Il existe d’autres syndicats au sein de la FSM qui se battent et pratiquent la grève. Pourquoi s’intéresser particulièrement à ceux évoqués ici ? D’abord ils sont tout de même assez nombreux mais surtout ceux-là comptent beaucoup, tout simplement parce que ce sont les principaux financeurs. L’entretien d’une organisation internationale, qu’elle soit de classe ou autre chose, ça coûte cher. Et ceux qui financent, ici comme ailleurs, ce sont ceux qui ont un intérêt à l’affaire.

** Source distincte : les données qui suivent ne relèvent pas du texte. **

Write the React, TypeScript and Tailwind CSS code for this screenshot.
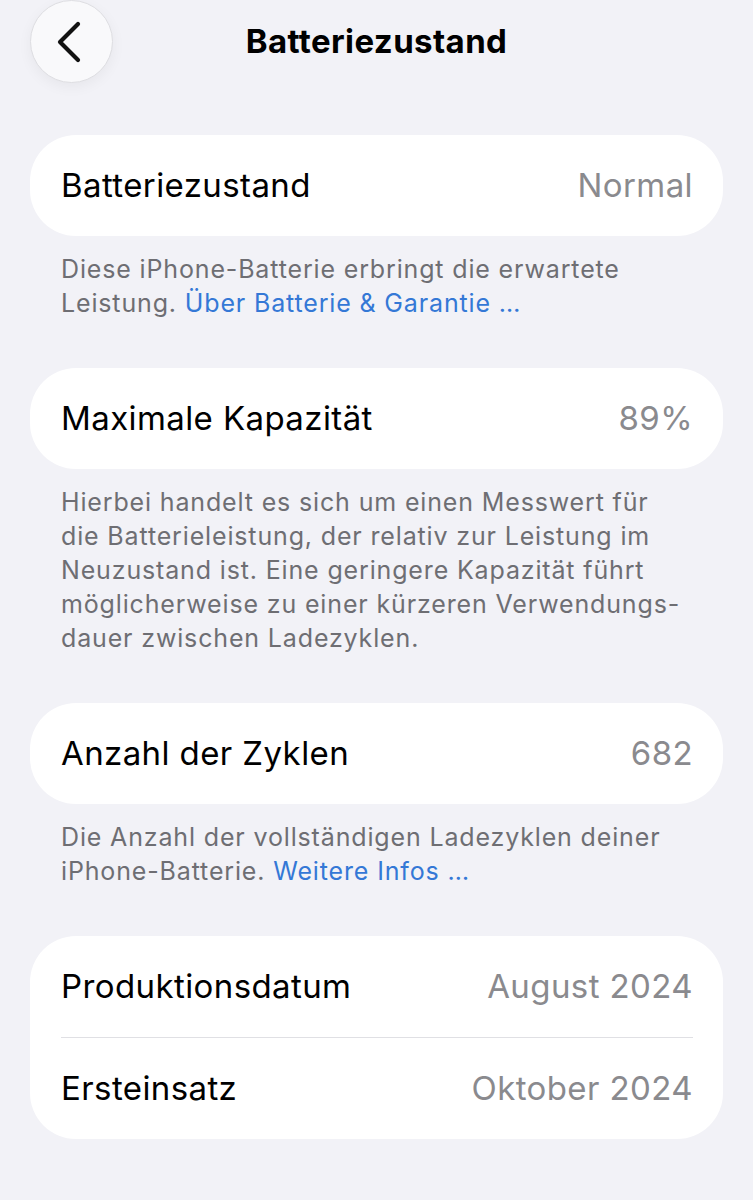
import React from 'react';

const font = { fontFamily: 'Inter, "Noto Sans", sans-serif' };

const Row: React.FC<{ label: string; value: string }> = ({ label, value }) => (
  <div className="h-[101px] flex items-center justify-between">
    <span className="text-[33px] text-black tracking-[0.4px]">{label}</span>
    <span className="text-[33px] text-[#8a8a8e] tracking-[0.4px]">{value}</span>
  </div>
);

const Card: React.FC<{ children: React.ReactNode }> = ({ children }) => (
  <div className="bg-white rounded-[46px] pl-[31px] pr-[30px]">{children}</div>
);

const Footer: React.FC<{ children: React.ReactNode }> = ({ children }) => (
  <p className="mt-4 mb-12 pl-[31px] pr-[36px] text-[25px] leading-[34px] text-[#6e6e73] tracking-[0.85px]">{children}</p>
);

const Link: React.FC<{ children: React.ReactNode }> = ({ children }) => (
  <span className="text-[#3478d6]">{children}</span>
);

export default function App() {
  return (
    <div className="w-[753px] h-[1200px] bg-[#f2f2f7] overflow-hidden" style={font}>
      <div className="relative h-[83px] flex items-center justify-center">
        <button className="absolute left-[30px] top-0 w-[83px] h-[83px] rounded-full bg-[#f9f9fb] border border-[#dedee2] shadow-[0_4px_14px_rgba(0,0,0,0.05)] flex items-center justify-center">
          <svg width="26" height="42" viewBox="0 0 26 42" fill="none" className="-ml-[6px]">
            <path d="M22 3 L4 21 L22 39" stroke="#111" strokeWidth="4.2" strokeLinecap="round" strokeLinejoin="round" />
          </svg>
        </button>
        <h1 className="text-[33px] font-bold text-black tracking-[0.4px]">Batteriezustand</h1>
      </div>

      <div className="px-[30px] pt-[52px]">
        <Card>
          <Row label="Batteriezustand" value="Normal" />
        </Card>
        <Footer>
          Diese iPhone-Batterie erbringt die erwartete Leistung. <Link>Über Batterie &amp; Garantie …</Link>
        </Footer>

        <Card>
          <Row label="Maximale Kapazität" value="89%" />
        </Card>
        <Footer>
          Hierbei handelt es sich um einen Messwert für die Batterieleistung, der relativ zur Leistung im Neuzustand ist. Eine geringere Kapazität führt möglicherweise zu einer kürzeren Verwendungs-dauer zwischen Ladezyklen.
        </Footer>

        <Card>
          <Row label="Anzahl der Zyklen" value="682" />
        </Card>
        <Footer>
          Die Anzahl der vollständigen Ladezyklen deiner iPhone-Batterie. <Link>Weitere Infos …</Link>
        </Footer>

        <Card>
          <Row label="Produktionsdatum" value="August 2024" />
          <div className="h-px bg-[#e0e0e4]" />
          <Row label="Ersteinsatz" value="Oktober 2024" />
        </Card>
      </div>
    </div>
  );
}
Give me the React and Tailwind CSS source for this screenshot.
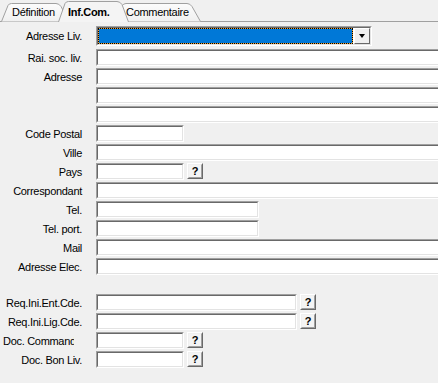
import React from "react"

// champ creux façon Windows classique
function Sunken({ className, children }) {
  return (
    <div className={"shrink-0 border border-t-[#a0a0a0] border-l-[#a0a0a0] border-b-white border-r-white " + className}>
      <div className="h-full border border-t-[#696969] border-l-[#696969] border-b-[#e3e3e3] border-r-[#e3e3e3] bg-white">
        {children}
      </div>
    </div>
  )
}

function HelpButton() {
  return (
    <div className="ml-[3px] h-[16px] w-[16px] shrink-0 self-start border border-t-white border-l-white border-b-[#696969] border-r-[#696969] bg-[#f0f0f0]">
      <div className="flex h-full w-full items-center justify-center border border-t-[#f0f0f0] border-l-[#f0f0f0] border-b-[#a0a0a0] border-r-[#a0a0a0] bg-[#f4f4f4] text-[11px] font-bold leading-none">
        ?
      </div>
    </div>
  )
}

function Label({ children }) {
  return <div className="mr-[14px] w-[82px] shrink-0 whitespace-nowrap text-right leading-[14px]">{children}</div>
}

function Row({ label, width, help }) {
  return (
    <div className="flex h-[17px] items-center">
      <Label>{label}</Label>
      <Sunken className={"h-[17px] " + width} />
      {help && <HelpButton />}
    </div>
  )
}

export default function App() {
  return (
    <div className="relative h-[383px] w-[438px] overflow-hidden bg-[#f0f0f0] font-['Liberation_Sans',Arial,sans-serif] text-[11px] tracking-[-0.3px] text-black">
      {/* Onglets */}
      <div className="relative h-[22px]">
        <svg className="absolute inset-0" width="438" height="22">
          <defs>
            <linearGradient id="tab" x1="0" y1="0" x2="0" y2="1">
              <stop offset="0" stopColor="#fcfcfc" />
              <stop offset="1" stopColor="#f0f0f0" />
            </linearGradient>
          </defs>
          <path d="M0,21.5 H58.5 M128.5,21.5 H438" stroke="#a0a0a0" fill="none" />
          <path d="M116,21.5 L122,6 Q123.5,3.5 126,3.5 L187,3.5 Q190,3.5 192,6.5 L200.5,21.5" fill="url(#tab)" stroke="#a0a0a0" />
          <path d="M1.5,21.5 L8,5.5 Q9,3.5 11.5,3.5 L56,3.5 Q59,3.5 61,6.5 L69,21.5" fill="url(#tab)" stroke="#a0a0a0" />
          <path d="M58.5,22 L65,3.5 Q66,1.5 68.5,1.5 L117,1.5 Q120,1.5 122,4.5 L128.5,22" fill="#f4f4f4" stroke="#a0a0a0" />
        </svg>
        <span className="absolute left-[12px] top-[5px] leading-[14px]">Définition</span>
        <span className="absolute left-[68px] top-[5px] font-bold leading-[14px]">Inf.Com.</span>
        <span className="absolute left-[126px] top-[5px] leading-[14px]">Commentaire</span>
      </div>

      <div className="flex flex-col pt-[4px]">
        <div className="flex h-[20px] items-center">
          <Label>Adresse Liv.</Label>
          <Sunken className="h-[20px] w-[276px]">
            <div className="flex h-full gap-[1px]">
              <div className="flex-1 border border-dotted border-black bg-[#f0a030]">
                <div className="h-full bg-[#0078d7]" />
              </div>
              <div className="flex w-[16px] items-center justify-center border border-t-white border-l-white border-b-[#696969] border-r-[#696969] bg-[#f0f0f0]">
                <div className="h-0 w-0 border-x-[3.5px] border-t-[4px] border-x-transparent border-t-black" />
              </div>
            </div>
          </Sunken>
        </div>

        <div className="mt-[3px] flex flex-col gap-[2px]">
          <Row label="Rai. soc. liv." width="w-[360px]" />
          <Row label="Adresse" width="w-[360px]" />
          <Row label="" width="w-[360px]" />
          <Row label="" width="w-[360px]" />
          <Row label="Code Postal" width="w-[88px]" />
          <Row label="Ville" width="w-[360px]" />
          <Row label="Pays" width="w-[88px]" help />
          <Row label="Correspondant" width="w-[360px]" />
          <Row label="Tel." width="w-[163px]" />
          <Row label="Tel. port." width="w-[163px]" />
          <Row label="Mail" width="w-[360px]" />
          <Row label="Adresse Elec." width="w-[360px]" />
        </div>

        <div className="mt-[19px] flex flex-col gap-[2px]">
          <Row label="Req.Ini.Ent.Cde." width="w-[201px]" help />
          <Row label="Req.Ini.Lig.Cde." width="w-[201px]" help />
          <div className="flex h-[17px] items-center">
            <div className="mr-[14px] w-[82px] shrink-0 leading-[14px]">
              <div className="ml-[3px] w-[71px] overflow-hidden whitespace-nowrap">Doc. Commande</div>
            </div>
            <Sunken className="h-[17px] w-[88px]" />
            <HelpButton />
          </div>
          <Row label="Doc. Bon Liv." width="w-[88px]" help />
        </div>
      </div>
    </div>
  )
}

D’où la question : de quoi la FSM est-elle le nom ?

(À suivre)

[1] Décédé il y a peu, Shabaan Azzouz fait l’objet d’un long panégyrique sur le site de la FSM. Il avait passé le témoin à son fils Adnan Azzouz, actuel vice-président de la FSM. Les charges syndicales sont souvent héréditaires à la FSM et pas seulement dans le cas syrien.

[2] Selon L’Obs, https://www.nouvelobs.com/monde/20161007.OBS9495/les-voyages-tres-politiques-de-deux-secretaires-cgt-en-ukraine-et-en-syrie.html. Interrogé par le journaliste, ce militant dit qu’il a peut-être été manipulé. Ça lui a plutôt réussi puisqu’il est depuis lors membre du secrétariat de la FSM.

[3] D’après le site SANA, agence arabe syrienne d’information Coup d’envoi du forum syndical international pour la solidarité avec les ouvriers et le peuple syriens – Agence Arabe Syrienne Informations (sana.sy)

[4] Thèses et priorités, 18° Congrès mondial, 6-8 mai 2022. FSM, p 17.